Karadzic, the No. 1 war crimes suspect in Bosnia, and his top general Ratko Mladic, still remain at large. Krajisnik, Karadzic's senior aide for most of the Bosnian war, replaced him as the leader of Bosnia's Serbs after Karadzic was forced to give up public functions because of his indictment by the war crimes tribunal.

 

In The Hague, chief tribunal prosecutor Carla Del Ponte also urged the arrest of Karadzic, "who should stand trial jointly with the accused, Momcilo Krajisnik."

 

Tribunal spokesman Paul Risley said Krajisnik was one of "the individuals who ran illegal operations that resulted in the deaths of thousands of Bosnians." 

  

"He was present at every meeting where political and military actions were decided upon that resulted in deportations, illegal arrests, ethnic cleansing and the deaths of thousands of Bosnians," Risley said.

 

Nicknamed "Mister No" by foreign mediators who met with him early in the Bosnian conflict, Krajisnik is in his mid 50s.

 

An economist by training, he was an executive of the largest company in Bosnia, Energoinvest, that made parts for Russian nuclear reactors.

 

Krajisnik became speaker of the Bosnian parliament in 1990, before Serbs walked out and the war began. After the war ended in 1995, he served as the Serb representative on the three-member Bosnian presidency, along with a Croat and a Muslim.

 

During his election campaign, he and other senior leaders of the Serb Democratic Party advocated Serb secession from Bosnia. Election officials made them apologize publicly on the eve of the vote.

 

Aides describe the widower and father of three as conservative and pious.

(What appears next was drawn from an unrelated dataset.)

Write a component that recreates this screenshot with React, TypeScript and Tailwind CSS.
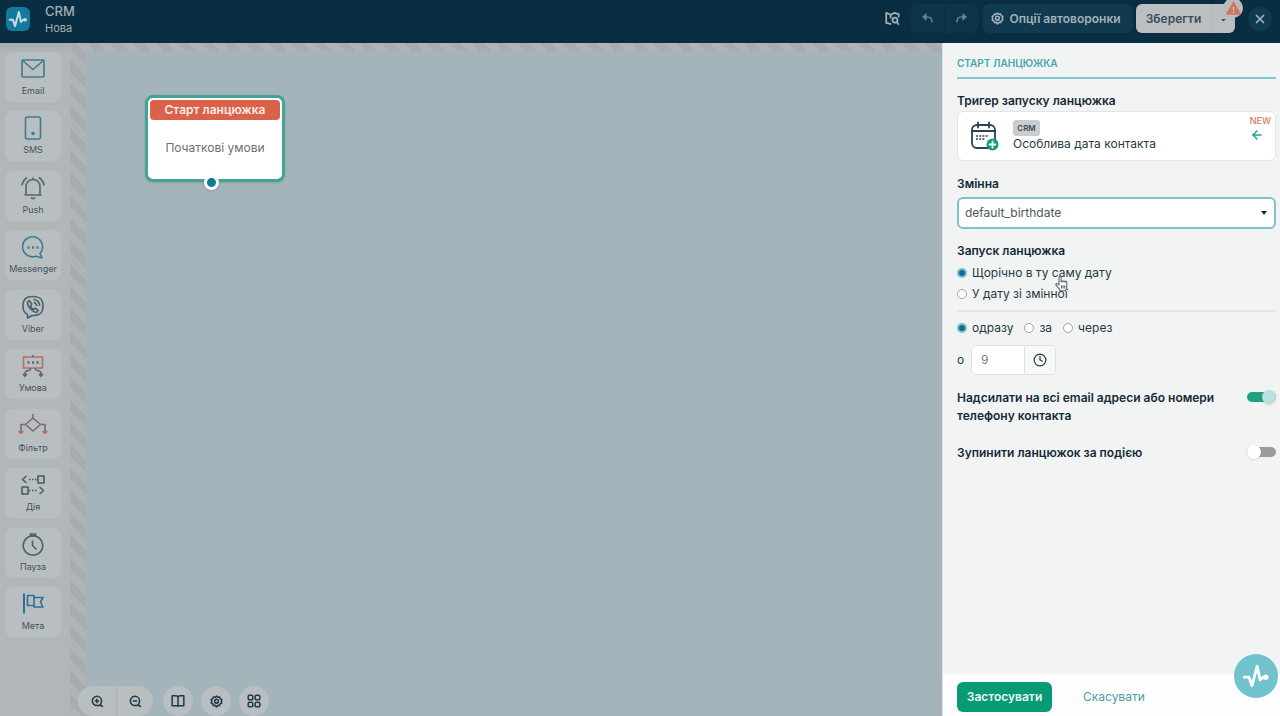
import React from "react";
import { ArrowLeft, Clock, X } from "lucide-react";
import clsx from "clsx";

type IconProps = { className?: string };

function Pulse({ className }: IconProps) {
  return (
    <svg viewBox="0 0 24 24" className={className} fill="none" stroke="currentColor" strokeWidth="2.4" strokeLinejoin="round" strokeLinecap="round" aria-hidden="true">
      <path d="M2 13h4l2.500 7.500L13 3.500l2.500 12 2.500-2.500h3" />
      <circle cx="20.5" cy="13" r="2.2" fill="currentColor" stroke="none" />
    </svg>
  );
}

function Line({ className, children }: IconProps & { children: React.ReactNode }) {
  return (
    <svg viewBox="0 0 24 24" className={className} fill="none" stroke="currentColor" strokeWidth="1.6" strokeLinejoin="round" aria-hidden="true">
      {children}
    </svg>
  );
}

function Gear({ className }: IconProps) {
  return (
    <svg viewBox="0 0 24 24" className={className} fill="none" stroke="currentColor" strokeWidth="2.8" strokeLinejoin="round" aria-hidden="true">
      <path d="M9.5 4 12 2l2.5 2 3.3-.5 1 3.2 3 1.6-1 3.2 1 3.3-3 1.6-1 3.2-3.3-.6L12 22l-2.500-3-3.300.6-1-3.200-3-1.600 1-3.300-1-3.200 3-1.600 1-3.200z" />
      <circle cx="12" cy="11.500" r="3.500" />
    </svg>
  );
}

function Zoom({ className, plus }: IconProps & { plus?: boolean }) {
  return (
    <svg viewBox="0 0 24 24" className={className} fill="none" stroke="currentColor" strokeWidth="2.8" aria-hidden="true">
      <path d="M18.500 19.500H11a8.500 8.500 0 1 1 8.500-8.500c0 3-1 5-2.500 6.500l5 4.500" />
      <path d="M7 11h8" />
      {plus && <path d="M11 7v8" />}
    </svg>
  );
}

function BentArrow({ className }: IconProps) {
  return (
    <svg viewBox="0 0 24 24" className={className} fill="none" stroke="currentColor" strokeWidth="2.600" strokeLinejoin="round" aria-hidden="true">
      <path d="M3 9h9c5 0 8.500 4 8.500 10.500" />
      <path d="M9.500 3 3 9l6.500 6z" fill="currentColor" strokeWidth="1.500" />
    </svg>
  );
}

const blocks = [
  {
    label: "Email",
    color: "text-[#3f7c8d]",
    icon: (
      <>
        <rect x="1" y="3" width="22" height="17" rx="1" />
        <path d="m1.500 3.500 10.500 9 10.500-9" />
      </>
    ),
  },
  {
    label: "SMS",
    color: "text-[#3f7c8d]",
    icon: (
      <>
        <rect x="4.500" y="1" width="15" height="22" rx="2" />
        <circle cx="12" cy="17.500" r="1" fill="currentColor" />
      </>
    ),
  },
  {
    label: "Push",
    color: "text-[#54656e]",
    icon: (
      <>
        <path d="M12 3.500c-4 0-7 3-7 7V19H3.500M12 3.500c4 0 7 3 7 7V19h1.500M3.500 19h17M12 3.500V1.500M10 21.500c1 1.500 3 1.500 4 0" />
        <path d="M1 9.500C1.500 6 3 3.500 6 1.500M23 9.500C22.500 6 21 3.500 18 1.500" />
      </>
    ),
  },
  {
    label: "Messenger",
    color: "text-[#347f96]",
    icon: (
      <>
        <path d="M19 18.500A10 10 0 1 0 15 21.200l6 1.800z" />
        <path d="M6.500 12.500h2M11 12.500h2M15.500 12.500h2" strokeWidth="2.400" />
      </>
    ),
  },
  {
    label: "Viber",
    color: "text-[#48616d]",
    icon: (
      <>
        <path d="M12 1.500c7 0 10 2.500 10 9.500s-3 9.500-10 9.500h-1L6.500 23v-3.500C3 18 2 15.500 2 11c0-7 3-9.500 10-9.500z" />
        <path d="M8.200 5.500 6.500 7c-.5 4 4.500 10 9 10.500l1.700-2-3-2.300-1.700 1.300c-1.500-.7-2.500-2-3-3.500L10.700 9z" />
        <path d="M12.500 7.500c2 .3 3 1.500 3.200 3.500M12.500 4.500c3.500.3 6 2.500 6.200 6.500" />
      </>
    ),
  },
  {
    label: "Умова",
    color: "text-[#5c666c]",
    icon: (
      <>
        <rect x="2.500" y="3" width="19" height="11" stroke="#b9705f" />
        <path d="M6.500 8.500h2M11 8.500h2M15.500 8.500h2" strokeWidth="2.400" />
        <path d="M12 1v2M9.500 14v1.500C9.500 17 4 16 4 19v3M14.500 14v1.500c0 1.500 5.500.5 5.500 3.500v3M2 20l2 2.300L6 20M18 20l2 2.300 2-2.300" />
      </>
    ),
  },
  {
    label: "Фільтр",
    color: "text-[#6b7073]",
    icon: (
      <>
        <path d="M12 0v4M12 4l7.500 6.500L12 17l-7.500-6.500z" />
        <path d="M4.500 10.500H0V18M19.500 10.500H24V18" />
        <path d="M-2.500 17 0 19.500 2.500 17M21.500 17l2.500 2.500 2.500-2.500M4 10.500h2M18 10.500h2" stroke="#cf6a52" />
      </>
    ),
  },
  {
    label: "Дія",
    color: "text-[#4a5a64]",
    icon: (
      <>
        <path d="M5.500 3 1.500 6.500l4 3.500M8 6.500h1.500M11 6.500h1.500M14 6.500h1.500M17 3h6v7h-6z" />
        <path d="M18.500 14l4 3.500-4 3.500M15.500 17.500H14M12.500 17.500H11M9.500 17.500H8M1 14h6v7H1z" />
      </>
    ),
  },
  {
    label: "Пауза",
    color: "text-[#4b606c]",
    icon: (
      <>
        <circle cx="12" cy="12.500" r="9.800" />
        <path d="M9.500 1h5v1.700h-5zM11.500 7.500v5l4 4" />
      </>
    ),
  },
  {
    label: "Мета",
    color: "text-[#2f6f92]",
    icon: (
      <>
        <path d="M3 1.500v20" strokeWidth="2" />
        <path d="M6.500 3.500H13v10H6.500zM13 5.500h9L19.500 10l2.500 5h-9v-1.500" />
      </>
    ),
  },
];

const toolButton = "flex size-[30px] items-center justify-center rounded-full bg-[#b9bec1]";

function Header() {
  return (
    <header className="flex h-[43px] shrink-0 items-start bg-[#0a2e41] pr-2 pl-[6px]">
      <a href="#" aria-label="CRM" className="mt-[7px] flex size-6 items-center justify-center rounded-md bg-[#14789f] text-[#c9dce2]">
        <Pulse className="size-5" />
      </a>
      <div className="ml-[15px] pt-[2px] text-[#a3adb2]">
        <h1 className="text-[13px] leading-[18px] font-medium">CRM</h1>
        <p className="text-[11px] leading-4">Нова</p>
      </div>
      <div className="ml-auto flex items-center pt-1 text-[#a5b1b8]">
        <button aria-label="Довідка" className="mr-[11px]">
          <svg viewBox="0 0 24 24" className="size-[15px]" fill="none" stroke="currentColor" strokeWidth="2.8" strokeLinejoin="round">
            <path d="M10 21 2 19V3l7 3 6-3 7 2v5M9 6v6" />
            <circle cx="16" cy="14.500" r="4" />
            <path d="m19 17.500 3 4.500" />
          </svg>
        </button>
        <div className="flex h-[29px] rounded-md bg-[#0d3549]">
          <button aria-label="Назад" className="flex w-[34px] items-center justify-center border-r border-[#0a2e41] text-[#71858f]">
            <BentArrow className="size-[13px]" />
          </button>
          <button aria-label="Вперед" className="flex w-[33px] items-center justify-center text-[#71858f]">
            <BentArrow className="size-[13px] -scale-x-100" />
          </button>
        </div>
        <button className="ml-[5px] flex h-[29px] w-[150px] items-center justify-center gap-[5px] rounded-md bg-[#103a50] pr-1 text-[12px] font-semibold whitespace-nowrap">
          <Gear className="size-[13px]" />
          Опції автоворонки
        </button>
        <div className="relative ml-[3px] flex h-[29px] rounded-md bg-[#bbbfc2] text-[#3b4d59]">
          <button className="w-[75px] text-[12px] font-semibold">Зберегти</button>
          <button aria-label="Ще" className="flex w-6 items-center justify-center border-l border-[#b1b6ba]">
            <svg viewBox="0 0 6 4" className="mt-1 w-[5px]" fill="currentColor"><path d="M0 0h6L3 3z" /></svg>
          </button>
          <span className="absolute -top-[6px] -right-2 flex size-5 items-center justify-center rounded-full bg-[#b8bcbf]">
            <svg viewBox="0 0 24 24" className="size-[15px]" aria-hidden="true">
              <path d="M12 2 23 21H1z" fill="#d2755f" stroke="#d2755f" strokeWidth="2" strokeLinejoin="round" />
              <path d="M12 9v6M12 17v2" stroke="#d9c9c5" strokeWidth="2" />
            </svg>
          </span>
        </div>
        <button aria-label="Закрити" className="ml-[13px] flex size-6 items-center justify-center rounded-full bg-[#103a50]">
          <X className="size-[14px]" strokeWidth={3} />
        </button>
      </div>
    </header>
  );
}

function Sidebar() {
  return (
    <aside className="w-[70px] shrink-0 bg-linear-to-b from-[#a8adb0] to-[#b1b6b8] to-[12px] pt-[9px] pl-[5px]">
      <nav className="flex h-[585px] flex-col justify-between">
        {blocks.map(({ label, color, icon }) => (
          <button key={label} className="flex h-[50px] w-14 flex-col items-center rounded-lg bg-[#b9bec1] pt-[5px]">
            <Line className={clsx("size-6 overflow-visible", color)}>{icon}</Line>
            <span className="mt-1 text-[9px] leading-3 text-[#46545d]">{label}</span>
          </button>
        ))}
      </nav>
    </aside>
  );
}

function Canvas() {
  return (
    <main className="relative min-w-0 grow bg-[repeating-linear-gradient(45deg,#b1b4b6_0_8px,#a9acaf_8px_16px)] pt-2 pl-4">
      <div className="h-full bg-[#a3b5ba]" />
      {/* start node */}
      <div className="absolute top-[52px] left-[75px] h-[87px] w-[140px] rounded-lg border-[3px] border-[#43a394] bg-white p-[2px] shadow-sm">
        <h2 className="rounded bg-[#d9624a] text-center text-[12px] leading-5 font-semibold text-[#fdece7]">Старт ланцюжка</h2>
        <p className="mt-5 text-center text-[12px] leading-4 whitespace-nowrap text-[#6b7175]">Початкові умови</p>
        <span className="absolute -bottom-[11px] left-[56px] size-[15px] rounded-full border-[3px] border-white bg-[#127996] shadow" />
      </div>
      <div className="absolute bottom-0 left-2 flex gap-2 text-[#20394a]">
        <div className="flex h-[30px] rounded-full bg-[#b9bec1]">
          <button aria-label="Збільшити" className="flex w-[39px] items-center justify-center border-r border-[#adb3b7]">
            <Zoom plus className="size-[13px]" />
          </button>
          <button aria-label="Зменшити" className="flex w-9 items-center justify-center">
            <Zoom className="size-[13px]" />
          </button>
        </div>
        <button aria-label="Карта" className={clsx(toolButton, "ml-[2px]")}>
          <svg viewBox="0 0 24 24" className="size-[14px]" fill="none" stroke="currentColor" strokeWidth="2.600" strokeLinejoin="round">
            <path d="M2 3h6c3 0 4 1 4 3 0-2 1-3 4-3h6v17h-8l-2 1-2-1H2zM12 5v16" />
          </svg>
        </button>
        <button aria-label="Налаштування" className={toolButton}>
          <Gear className="size-[13px]" />
        </button>
        <button aria-label="Елементи" className={toolButton}>
          <svg viewBox="0 0 24 24" className="size-[14px]" fill="none" stroke="currentColor" strokeWidth="2.600">
            <rect x="2" y="2" width="8" height="8" rx="2.500" />
            <rect x="14" y="2" width="8" height="8" rx="2.500" />
            <rect x="2" y="14" width="8" height="8" rx="2.500" />
            <rect x="14" y="14" width="8" height="8" rx="2.500" />
          </svg>
        </button>
      </div>
    </main>
  );
}

function Radio({ name, label, checked }: { name: string; label: string; checked?: boolean }) {
  return (
    <label className="flex items-center gap-[5px] text-[12px] leading-4 text-[#263a46]">
      <input
        type="radio"
        name={name}
        defaultChecked={checked}
        className="size-[10px] appearance-none rounded-full border border-[#9da4a8] bg-white checked:border-2 checked:border-[#7cbccd] checked:bg-[#0d6e92]"
      />
      {label}
    </label>
  );
}

function Toggle({ label, checked }: { label: string; checked?: boolean }) {
  return (
    <label className="flex items-start justify-between text-[12px] leading-[18px] font-semibold text-[#152b39]">
      <span className="w-[264px]">{label}</span>
      <input
        type="checkbox"
        role="switch"
        defaultChecked={checked}
        className="relative mt-[3px] h-[10px] w-[29px] appearance-none rounded-full bg-[#9a9c9e] before:absolute before:-top-[2px] before:left-0 before:size-[14px] before:rounded-full before:bg-white before:shadow before:content-[''] checked:bg-[#1fa184] checked:before:left-[15px] checked:before:bg-[#bbe0e0]"
      />
    </label>
  );
}

function Panel() {
  const heading = "text-[12px] leading-4 font-semibold text-[#152b39]";
  return (
    <section className="flex w-[338px] shrink-0 flex-col border-l border-[#dfe3e5] bg-[#f2f4f4]">
      <div className="grow pt-3 pr-1 pl-[14px]">
        <h2 className="border-b-2 border-[#83c5d0] pb-[6px] text-[10px] leading-4 font-semibold text-[#43a6ad]">СТАРТ ЛАНЦЮЖКА</h2>
        <h3 className={clsx(heading, "mt-[14px]")}>Тригер запуску ланцюжка</h3>
        <div className="mt-[2px] flex h-[50px] rounded-md border border-[#e1e5e6] bg-white pr-1 pl-3">
          <svg viewBox="0 0 30 30" className="mt-[9px] size-[30px] shrink-0" fill="none" stroke="#2c4350" strokeWidth="1.800" strokeLinecap="round">
            <rect x="2" y="4" width="23" height="23" rx="5" />
            <path d="M2 10h23M8 1.500v5M19 1.500v5" />
            <path d="M6 15h13M6 18h9" strokeWidth="1.600" strokeLinecap="butt" strokeDasharray="2 1.200" />
            <circle cx="22.500" cy="23.500" r="6" fill="#139b78" stroke="none" />
            <path d="M22.500 20.500v6M19.500 23.500h6" stroke="white" />
          </svg>
          <div className="ml-[13px] pt-2">
            <span className="block w-[27px] rounded-[3px] bg-[#c9cdce] text-center text-[8px] leading-4 font-semibold text-[#3d4f59]">CRM</span>
            <p className="text-[12px] leading-4 text-[#263a46]">Особлива дата контакта</p>
          </div>
          <div className="ml-auto flex flex-col items-center pt-[3px]">
            <span className="text-[9px] leading-3 font-medium text-[#e0775e]">NEW</span>
            <button aria-label="Змінити тригер" className="mt-[1px] mr-[6px] text-[#25a093]">
              <ArrowLeft className="size-[14px]" strokeWidth={2.5} />
            </button>
          </div>
        </div>
        <label htmlFor="variable" className={clsx(heading, "mt-[15px] block")}>Змінна</label>
        <div className="relative mt-[5px]">
          <select id="variable" className="h-8 w-full appearance-none rounded-md border-2 border-[#7cc3d0] bg-white px-[6px] pb-[1px] text-[12px] text-[#4a5860]">
            <option>default_birthdate</option>
          </select>
          <svg viewBox="0 0 6 4" className="pointer-events-none absolute top-[14px] right-[9px] w-[6px]" fill="#152b39"><path d="M0 0h6L3 4z" /></svg>
        </div>
        <fieldset className="relative mt-[14px] border-b-2 border-[#e2e5e6] pb-2">
          <legend className={heading}>Запуск ланцюжка</legend>
          <div className="mt-[6px] flex flex-col gap-[5px]">
            <Radio name="mode" label="Щорічно в ту саму дату" checked />
            <Radio name="mode" label="У дату зі змінної" />
          </div>
          {/* pointer hand */}
          <svg viewBox="0 0 16 20" className="pointer-events-none absolute top-4 left-[98px] h-[17px] w-[13px]" fill="white" stroke="#59646b" strokeWidth="1.300" strokeLinejoin="round">
            <path d="M5 12V2.500c0-2 2.500-2 2.500 0V8c0-1.500 2.300-1.500 2.300 0 0-1.300 2.300-1.300 2.300 0 0-1 2.400-1 2.400.700V14c0 2-1 3-1.500 5H6.500C5.500 16 3 14 1.300 12c-.8-1.500.8-2.300 1.900-1.500z" />
            <path d="M8 12v4M10 12v4M12 12v4" />
          </svg>
        </fieldset>
        <div className="mt-2 flex gap-[11px]">
          <Radio name="when" label="одразу" checked />
          <Radio name="when" label="за" />
          <Radio name="when" label="через" />
        </div>
        <div className="mt-[9px] flex h-[30px] items-center text-[#263a46]">
          <label htmlFor="hour" className="w-[14px] text-[12px]">о</label>
          <div className="flex h-full w-[85px] overflow-hidden rounded-md border border-[#dde1e2]">
            <input id="hour" defaultValue="9" className="w-[53px] border-r border-[#dde1e2] bg-white px-[9px] text-[12px] text-[#737b80]" />
            <button aria-label="Обрати час" className="flex grow items-center justify-center bg-[#f7f8f8]">
              <Clock className="size-[14px]" />
            </button>
          </div>
        </div>
        <div className="mt-[14px] flex flex-col gap-[19px]">
          <Toggle label="Надсилати на всі email адреси або номери телефону контакта" checked />
          <Toggle label="Зупинити ланцюжок за подією" />
        </div>
      </div>
      <footer className="flex h-[42px] items-center gap-[31px] bg-[#fdfdfd] pl-[14px] text-[12px]">
        <button className="mt-1 h-[30px] w-[95px] rounded-md bg-[#079b75] font-semibold text-[#e9f7f3]">Застосувати</button>
        <button className="mt-1 text-[#4a9fab]">Скасувати</button>
      </footer>
    </section>
  );
}

export default function App() {
  return (
    <div className="flex h-screen flex-col overflow-hidden bg-[#b1b6b8] font-[Inter,sans-serif]">
      <Header />
      <div className="flex min-h-0 grow">
        <Sidebar />
        <Canvas />
        <Panel />
      </div>
      <button aria-label="Чат" className="fixed right-[2px] bottom-[18px] flex size-11 items-center justify-center rounded-full bg-[#70c2cd] text-white">
        <Pulse className="size-7" />
      </button>
    </div>
  );
}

He considers separation based on ethnicity and religion to be natural.

 

Like other leaders in the Bosnian conflict, he was rumored to have enriched himself through illegal dealings during and after the war.

 

Mirko Banjac, a ranking official of Krajisnik's Serb Democratic Party, expressed concern at the arrest, adding: "We have the right to demand an explanation."

 

Amor Masovic, head of the Muslim commission for missing persons, described Krajisnik as "one of the masterminds of the genocide and ethnic cleansing in Bosnia."